After almost a month of no rain, there was a large thunderstorm with torrential rain today (July 3).
CHARLEROI (pop 205,000)
Until the 1960s, coal from here drove the Belgium economy, but now the main reason to come is for budget flights from its international airport. I came to see some of its museums.
Musée de la Photographié. Supposedly one of Europe’s biggest and most impressive photographic museums, the collection shows historic, contemporary and artistic prints. Upstairs is an area dealing with airbrushing, tricks of the trade, and illusions. Most labels are in French. My impression was not that great – there were a tremendous number of old photographs but little that was modern and none of the great portrait photographers like Annie Liebovitz or war correspondents.
The very first photograph was taken in 1826 and required a one-day exposure. In 1939, daguerrotypes were the first real photographs. In 1950, Talbot developed the negative-positive process and in 1889, Kodak produced the first mass-produced cameras. €7 concession
Museum of Glass. In an industrial complex south of Charleroi, this museum shows everything one would want to know about glass, but unfortunately no active production. €8 concession
Corroy-le-Château. This is a hard place to find as Google Maps didn’t come close. From the church in the center of Sombrelle head east and it is through a big stone gate on the left. In thick private woodlands, this castle has 3 round towers. Enter the courtyard to see the two-story chateau. It is only open on weekends but I looked through all the windows to see the furniture, paintings, and threadbare carpets.
After seeing the east part of East Wallonia, I turned south of Brussels on July 8 to see Waterloo before going to Brussels.
WATERLOO BATTLEFIELD
Tourists have been coming to Waterloo ever since Napoleon’s 1815 defeat, a seminal event in European history. at the site of the battlefield – actually many fields – a vast patchwork of cropland dotted with memorials and historically meaningful buildings. The area is just south of Brussels.
The main battlefield is known as Hameau du Lion (Lion Hamlet) some 5kms south of central Waterloo town.
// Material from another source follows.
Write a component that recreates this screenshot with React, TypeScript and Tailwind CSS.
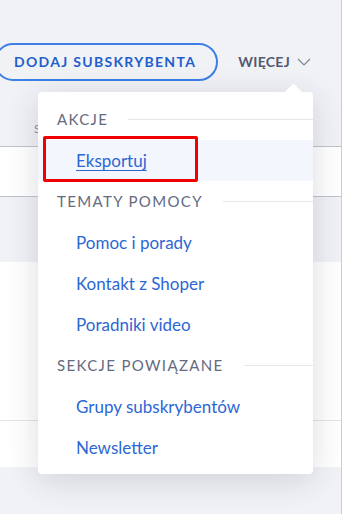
import React from "react";

const Header = ({ label }: { label: string }) => (
  <div className="h-[41px] flex items-center pl-[19px]">
    <span className="text-[15px] tracking-[1.35px] text-[#646a7f] leading-none whitespace-nowrap">{label}</span>
    <div className="flex-1 h-px bg-[#e6e7eb] ml-[20px]" />
  </div>
);

const Item = ({ label, active }: { label: string; active?: boolean }) => (
  <div className={`h-[41px] flex items-center pl-[38px] ${active ? "bg-[#f3f6fc]" : ""}`}>
    <span className={`text-[17px] text-[#2c67d3] leading-none ${active ? "underline underline-offset-[3px]" : ""}`}>{label}</span>
  </div>
);

export default function App() {
  return (
    <div
      className="relative w-[342px] h-[514px] overflow-hidden bg-[#f1f2f6] border-r border-[#c9ccd9]"
      style={{ fontFamily: "Lato, 'Noto Sans', sans-serif" }}
    >
      {/* top action bar */}
      <div className="h-[81px] pt-[43px] flex items-start">
        <div className="ml-[-6px] h-[38px] rounded-full border-2 border-[#3d7fe6] flex items-center pl-[18px] pr-[20px]">
          <span className="text-[14px] font-bold tracking-[1.3px] text-[#1f5fcd] leading-none whitespace-nowrap">DODAJ SUBSKRYBENTA</span>
        </div>
        <div className="ml-[20px] h-[38px] flex items-center gap-[7px]">
          <span className="text-[14px] font-bold tracking-[0.3px] text-[#535a72] leading-none">WIĘCEJ</span>
          <svg width="14" height="8" viewBox="0 0 14 8" fill="none">
            <path d="M1 1l6 6 6-6" stroke="#7d8397" strokeWidth="1.2" />
          </svg>
        </div>
      </div>

      {/* table header area */}
      <div className="h-[66px] border-b border-[#bfc3cf] flex items-center pl-[34px] pt-[30px]">
        <span className="text-[12px] text-[#8a90a4] leading-none">S</span>
      </div>
      <div className="h-[50px] bg-white border-b border-[#bfc3cf]" />
      <div className="h-[65px]" />
      <div className="bg-white">
        <div className="h-[159px] border-b border-[#e3e4e9]" />
        <div className="h-[46px]" />
      </div>

      {/* dropdown menu */}
      <div className="absolute left-[38px] top-[92px] w-[275px] bg-white rounded-[4px] shadow-[0_6px_32px_rgba(30,35,60,0.16)] pt-[7px] pb-[6px]">
        <div className="absolute top-[-6px] left-[249px] w-[13px] h-[13px] bg-white rotate-45 rounded-[2px]" />
        <div className="relative">
          <Header label="AKCJE" />
          <Item label="Eksportuj" active />
          <Header label="TEMATY POMOCY" />
          <Item label="Pomoc i porady" />
          <Item label="Kontakt z Shoper" />
          <Item label="Poradniki video" />
          <Header label="SEKCJE POWIĄZANE" />
          <Item label="Grupy subskrybentów" />
          <Item label="Newsletter" />
        </div>
      </div>

      {/* annotation */}
      <div className="absolute left-[43px] top-[136px] w-[155px] h-[46px] border-[3px] border-[#f00000] rounded-[2px]" />
    </div>
  );
}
History. After a disastrous invasion of Russia and the 1813 loss at Leipzig, Napoleon Bonaparte was imprisoned on the Island of Elba, Yet on March 1, 1815, he escaped, landed in southern France, and with remarkable speed managed to muster a huge army. The European powers promptly declared war and choose Brussels as the point at which to form a combined army. However, in those pre-rail days, that could take weeks and Napoleon knew that time was of the essence. If he could meet either army individually, Napoleon’s 124,000 men would outnumber roughly 106,000 Anglo-Dutch-Hanoverian troops or 117,000 Prussians. But he had to strike fast before the two combined.
On June 16, Napoleon struck the Prussians at Ligny, where Bûcher, the Prussian commander, was wounded and the Prussian army appeared to have been put to flight. Napoleon then turned his attention to British commander Wellington, whose forces were assembling at Waterloo, a carefully chose defensive position just south of Brussels.
The planned sunrise attack on June 18th was delayed because of soggy ground, and a midmorning, the French attacked Hougourmont farm, vital for the defense of Wellington’s rights. It fatally slowed Napoleon’s game plan. The Prussians had regrouped by 1 pm and the battle at Plancenoit deprived Napoleon of vital men on the main battlefield. At 2 pm, a massive wave of French infantry marched on Wellington’s left flank but thousands of Allied musketeers, hidden in ridgetop hedge, unleashed volleys of musket fire into the close-knit French formations. After this debacle, the French cavalry charged Wellington’s center, but the infantrymen formed defensive squares and used their bayonets into impenetrable spikes. As the Prussians were approaching, the elite Imperial Guards made a desperate attempt to break through the center through mud churned up by the cavalry and the soldiers were mown down from their protected high ground.
Around 8:15 pm, Wellington led a full-scale advance, the French fell into a full retreat, and Napoleon fled abandoning his carriage at Genappe with its cache of diamonds. He abdicated a week later and spent the rest of his life in exile on St Helena.
Hameau du Lion
Memorial 1815. The event’s bicentenary saw the construction of this new showcase underground museum. There is a great deal of information on the background of Napoleon’s rise especially the 1789 French Revolution, fills in information on key incidents, and then describes the make-up of the forces of each side. The included audio guide gives a lot of detail. After all the explanation, watch a 4-D movie of the battle in a theatre, then a virtual reality recreation. €14 concession for the local sights. These sites are part of a tentative WHS application.
Panorama. This is an old-fashioned 1912 Panorama de la Bataille, a circular action-packed painting of the battle scene. It is viewed from inside with the foreground littered with helmets, fences, dead horses, and the odd corpse and a soundtrack.
Butte du Lion. This steep, grassy cone topped by a massive bronze lion was built to commemorate William of Orange wounded on this spot – it took 2 years for women to carry up the soil in baskets. It is now 225 steps to the top to survey the battlefield’s deceptively minor undulations.